10pm. Little Cupcake Bakeshop
Situated in Nolita (“North of Little Italy”), the Little Cupcake Bakeshop is a Mecca for sweet lovers. Before visiting here, I had never indulged in a bake that I had thought was near perfection. However, the sugary delights from this place are so incredible, just the wafts of cake mix and frosting alone will carry you to the store.
Using fresh, sustainable ingredients that are locally sourced, the Little Cupcake Bake-shop is not your average bakery; they offer unusual and unique flavours like blue velvet (made with blueberries) and the Dreaming Princess – an almond cake with raspberry preserves, topped with almond buttercream. In all fairness, any dessert named the “Dreaming Princess” is worth trying purely on that basis.

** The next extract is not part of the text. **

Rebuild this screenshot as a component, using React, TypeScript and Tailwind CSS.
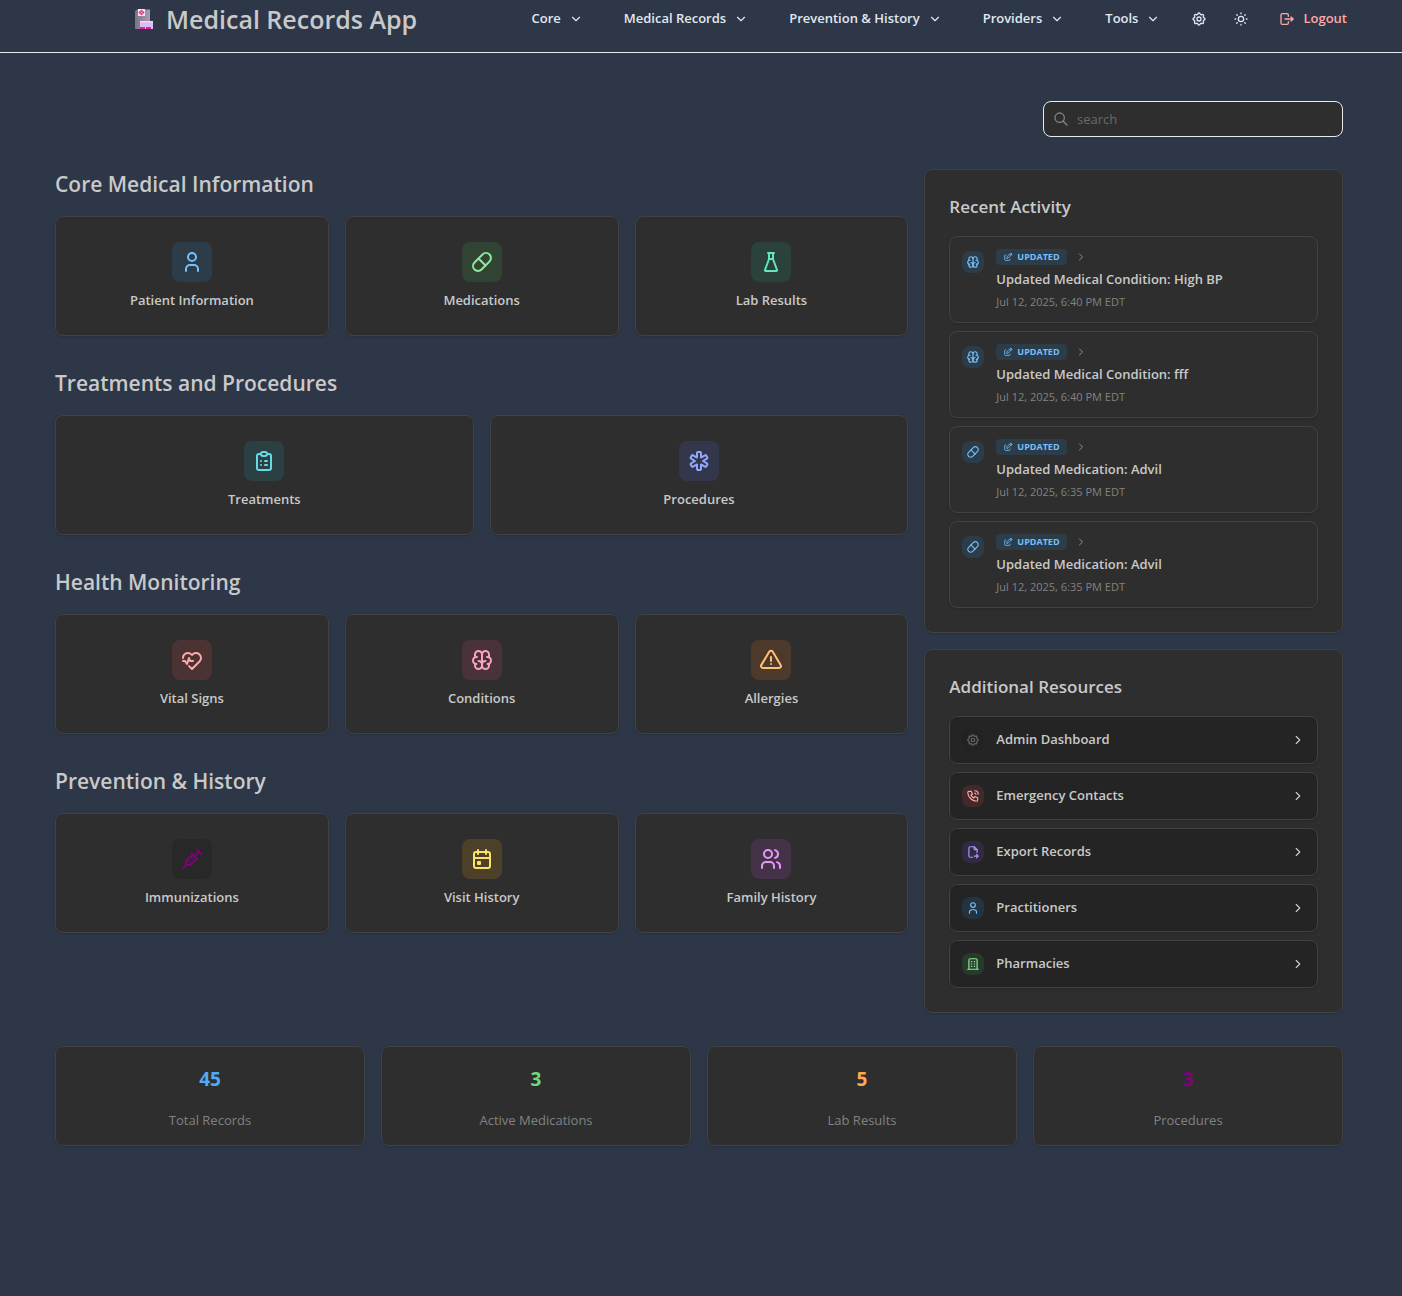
import type { ReactNode } from 'react';
import type { IconType } from 'react-icons';
import {
  TbAlertTriangle,
  TbBrain,
  TbBuilding,
  TbCalendarEvent,
  TbChevronDown,
  TbChevronRight,
  TbClipboardList,
  TbEdit,
  TbFileExport,
  TbFlask,
  TbHeartbeat,
  TbLogout,
  TbMedicalCross,
  TbPhoneCall,
  TbPill,
  TbSearch,
  TbSettings,
  TbSun,
  TbUser,
  TbUsers,
  TbVaccine,
} from 'react-icons/tb';

const tones = {
  blue: 'bg-[#228be6]/15 text-[#74c0fc]',
  green: 'bg-[#40c057]/15 text-[#8ce99a]',
  teal: 'bg-[#12b886]/15 text-[#63e6be]',
  cyan: 'bg-[#15aabf]/15 text-[#66d9e8]',
  indigo: 'bg-[#4c6ef5]/15 text-[#91a7ff]',
  red: 'bg-[#fa5252]/15 text-[#ffa8a8]',
  pink: 'bg-[#e64980]/15 text-[#faa2c1]',
  orange: 'bg-[#fd7e14]/15 text-[#ffc078]',
  yellow: 'bg-[#fab005]/15 text-[#ffe066]',
  grape: 'bg-[#be4bdb]/15 text-[#e599f7]',
  violet: 'bg-[#7950f2]/15 text-[#b197fc]',
  purple: 'bg-[#282828] text-[#800080]',
  gray: 'bg-[#222222] text-[#696969]',
};

type Tone = keyof typeof tones;

const menus = ['Core', 'Medical Records', 'Prevention & History', 'Providers', 'Tools'];

const sections: { title: string; columns: string; items: { label: string; icon: IconType; tone: Tone }[] }[] = [
  {
    title: 'Core Medical Information',
    columns: 'grid-cols-3',
    items: [
      { label: 'Patient Information', icon: TbUser, tone: 'blue' },
      { label: 'Medications', icon: TbPill, tone: 'green' },
      { label: 'Lab Results', icon: TbFlask, tone: 'teal' },
    ],
  },
  {
    title: 'Treatments and Procedures',
    columns: 'grid-cols-2',
    items: [
      { label: 'Treatments', icon: TbClipboardList, tone: 'cyan' },
      { label: 'Procedures', icon: TbMedicalCross, tone: 'indigo' },
    ],
  },
  {
    title: 'Health Monitoring',
    columns: 'grid-cols-3',
    items: [
      { label: 'Vital Signs', icon: TbHeartbeat, tone: 'red' },
      { label: 'Conditions', icon: TbBrain, tone: 'pink' },
      { label: 'Allergies', icon: TbAlertTriangle, tone: 'orange' },
    ],
  },
  {
    title: 'Prevention & History',
    columns: 'grid-cols-3',
    items: [
      { label: 'Immunizations', icon: TbVaccine, tone: 'purple' },
      { label: 'Visit History', icon: TbCalendarEvent, tone: 'yellow' },
      { label: 'Family History', icon: TbUsers, tone: 'grape' },
    ],
  },
];

const activity: { title: string; date: string; icon: IconType }[] = [
  { title: 'Updated Medical Condition: High BP', date: 'Jul 12, 2025, 6:40 PM EDT', icon: TbBrain },
  { title: 'Updated Medical Condition: fff', date: 'Jul 12, 2025, 6:40 PM EDT', icon: TbBrain },
  { title: 'Updated Medication: Advil', date: 'Jul 12, 2025, 6:35 PM EDT', icon: TbPill },
  { title: 'Updated Medication: Advil', date: 'Jul 12, 2025, 6:35 PM EDT', icon: TbPill },
];

const resources: { label: string; icon: IconType; tone: Tone }[] = [
  { label: 'Admin Dashboard', icon: TbSettings, tone: 'gray' },
  { label: 'Emergency Contacts', icon: TbPhoneCall, tone: 'red' },
  { label: 'Export Records', icon: TbFileExport, tone: 'violet' },
  { label: 'Practitioners', icon: TbUser, tone: 'blue' },
  { label: 'Pharmacies', icon: TbBuilding, tone: 'green' },
];

const stats = [
  { value: '45', label: 'Total Records', color: 'text-[#4dabf7]' },
  { value: '3', label: 'Active Medications', color: 'text-[#69db7c]' },
  { value: '5', label: 'Lab Results', color: 'text-[#ffa94d]' },
  { value: '3', label: 'Procedures', color: 'text-[#800080]' },
];

function HospitalLogo() {
  return (
    <svg width="20" height="20" viewBox="0 0 20 20" aria-hidden="true">
      <defs>
        <linearGradient id="tower" x1="0" x2="1" y1="0" y2="0">
          <stop offset="0" stopColor="#7d7288" />
          <stop offset="1" stopColor="#a99bb5" />
        </linearGradient>
      </defs>
      <path d="M1 2l2-1.500h13V20H1z" fill="url(#tower)" />
      <rect x="4" y="0" width="7" height="7" fill="#f6e9f7" />
      <g fill="#e0407e">
        <circle cx="7.500" cy="1.900" r="1.200" />
        <circle cx="7.500" cy="5.100" r="1.200" />
        <circle cx="5.900" cy="3.500" r="1.200" />
        <circle cx="9.100" cy="3.500" r="1.200" />
      </g>
      <rect x="6" y="12" width="13" height="8" fill="#d9bdf3" />
      <rect x="6" y="12" width="13" height="1.500" fill="#e9d8fb" />
      <path d="M6 18h5v2H6zM12 18h5v2h-5z" fill="#e01fa0" />
    </svg>
  );
}

function Panel({ title, children }: { title: string; children: ReactNode }) {
  return (
    <section className="rounded-lg border border-[#424242] bg-[#2e2e2e] p-6 shadow-sm">
      <h2 className="mb-4 text-[17px] leading-[26px] font-semibold">{title}</h2>
      <div className="flex flex-col gap-2">{children}</div>
    </section>
  );
}

function SmallIcon({ icon: Icon, tone }: { icon: IconType; tone: Tone }) {
  return (
    <span className={`flex size-[22px] shrink-0 items-center justify-center rounded-lg ${tones[tone]}`}>
      <Icon size={14} />
    </span>
  );
}

export default function App() {
  return (
    <div className="min-h-screen bg-[#2d3748] pb-16 font-['Open_Sans','Noto_Sans',sans-serif] text-[#c9c9c9]">
      <header className="flex h-[53px] items-start justify-between border-b border-[#e9ecef] pr-[55px] pl-[134px]">
        <h1 className="flex items-center gap-3 text-[25px] leading-[38px] font-semibold whitespace-nowrap">
          <HospitalLogo />
          Medical Records App
        </h1>
        <nav className="flex h-[37px] items-center text-[13px] font-semibold whitespace-nowrap text-[#e2e8f0]">
          {menus.map((menu) => (
            <button key={menu} type="button" className="mr-[41px] flex items-center gap-2">
              {menu}
              <TbChevronDown size={14} />
            </button>
          ))}
          <button type="button" aria-label="Settings" className="mr-[26px] -ml-2.5">
            <TbSettings size={16} />
          </button>
          <button type="button" aria-label="Toggle color scheme" className="mr-[30px]">
            <TbSun size={16} />
          </button>
          <button type="button" className="flex items-center gap-2 text-[#ffa8a8]">
            <TbLogout size={16} />
            Logout
          </button>
        </nav>
      </header>

      <main className="mr-1">
        <div className="mx-auto max-w-[1320px] px-4 pt-12">
          <div className="flex justify-end">
            <label className="flex h-9 w-[300px] items-center gap-2 rounded-lg border border-[#e9ecef] bg-[#2e2e2e] px-[9px]">
              <TbSearch size={16} className="text-[#828282]" />
              <input
                type="text"
                aria-label="Search"
                placeholder="search"
                className="min-w-0 flex-1 bg-transparent pt-0.5 text-[13px] outline-none placeholder:text-[#696969]"
              />
            </label>
          </div>

          <div className="mt-8 grid grid-cols-3 items-start gap-4">
            <div className="col-span-2 flex flex-col gap-8">
              {sections.map((section) => (
                <section key={section.title}>
                  <h2 className="mb-4 text-[21px] leading-[31px] font-semibold">{section.title}</h2>
                  <div className={`grid gap-4 ${section.columns}`}>
                    {section.items.map(({ label, icon: Icon, tone }) => (
                      <button
                        key={label}
                        type="button"
                        className="flex h-[120px] flex-col items-center justify-center gap-2 rounded-lg border border-[#424242] bg-[#2e2e2e] shadow-sm"
                      >
                        <span className={`flex size-10 items-center justify-center rounded-lg ${tones[tone]}`}>
                          <Icon size={24} />
                        </span>
                        <span className="text-[13px] leading-5 font-semibold">{label}</span>
                      </button>
                    ))}
                  </div>
                </section>
              ))}
            </div>

            <aside className="flex flex-col gap-4">
              <Panel title="Recent Activity">
                {activity.map((entry, i) => (
                  <article key={i} className="flex gap-3 rounded-lg border border-[#424242] p-3 shadow-sm">
                    <div className="pt-0.5">
                      <SmallIcon icon={entry.icon} tone="blue" />
                    </div>
                    <div>
                      <div className="flex items-center gap-2">
                        <span className="flex h-4 items-center gap-1 rounded-sm bg-[#228be6]/15 px-[7px] text-[9px] font-bold text-[#74c0fc]">
                          <TbEdit size={10} />
                          UPDATED
                        </span>
                        <TbChevronRight size={12} className="text-[#909090]" />
                      </div>
                      <h3 className="mt-1 text-[13px] leading-5 font-semibold">{entry.title}</h3>
                      <p className="mt-1 text-[11px] leading-[17px] text-[#828282]">{entry.date}</p>
                    </div>
                  </article>
                ))}
              </Panel>

              <Panel title="Additional Resources">
                {resources.map(({ label, icon, tone }) => (
                  <button
                    key={label}
                    type="button"
                    className="flex h-12 items-center gap-3 rounded-lg border border-[#424242] bg-[#242424] px-3 text-left shadow-sm"
                  >
                    <SmallIcon icon={icon} tone={tone} />
                    <span className="flex-1 text-[13px] font-semibold">{label}</span>
                    <TbChevronRight size={14} />
                  </button>
                ))}
              </Panel>
            </aside>
          </div>

          <div className="mt-[33px] grid grid-cols-4 gap-4">
            {stats.map((stat) => (
              <div
                key={stat.label}
                className="flex flex-col items-center gap-[15px] rounded-lg border border-[#424242] bg-[#2e2e2e] px-4 pt-4 pb-[15px] shadow-sm"
              >
                <span className={`text-[19px] leading-8 font-bold ${stat.color}`}>{stat.value}</span>
                <span className="text-[13px] leading-5 text-[#828282]">{stat.label}</span>
              </div>
            ))}
          </div>
        </div>
      </main>
    </div>
  );
}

To complete the evening, I chose the Cookies and Cream cheesecake. Each element of this cake worked harmoniously together and represented everything you would want in a cheesecake: the crumbly texture of the cookie base married perfectly with the light, airy sweetness of the cream, without that stodgy feeling most cheesecakes tend to have in excess.
While the Little Cupcake Bakeshop may be full to the brim with people most of the time, this only serves to demonstrate the high-quality products: their desserts are well constructed and thought-out, combining inventiveness with flavourful treats.
A sense of melancholy hung over me as my time in New York came to an end. With its evocative landscape and romantic sensibility, it’s no wonder New York has, today, become a leading centre of artistic and social development. The fast-paced nature of this city may send you in a state of confusion momentarily but, eventually, both its charm and seductiveness will pull you in time and time again.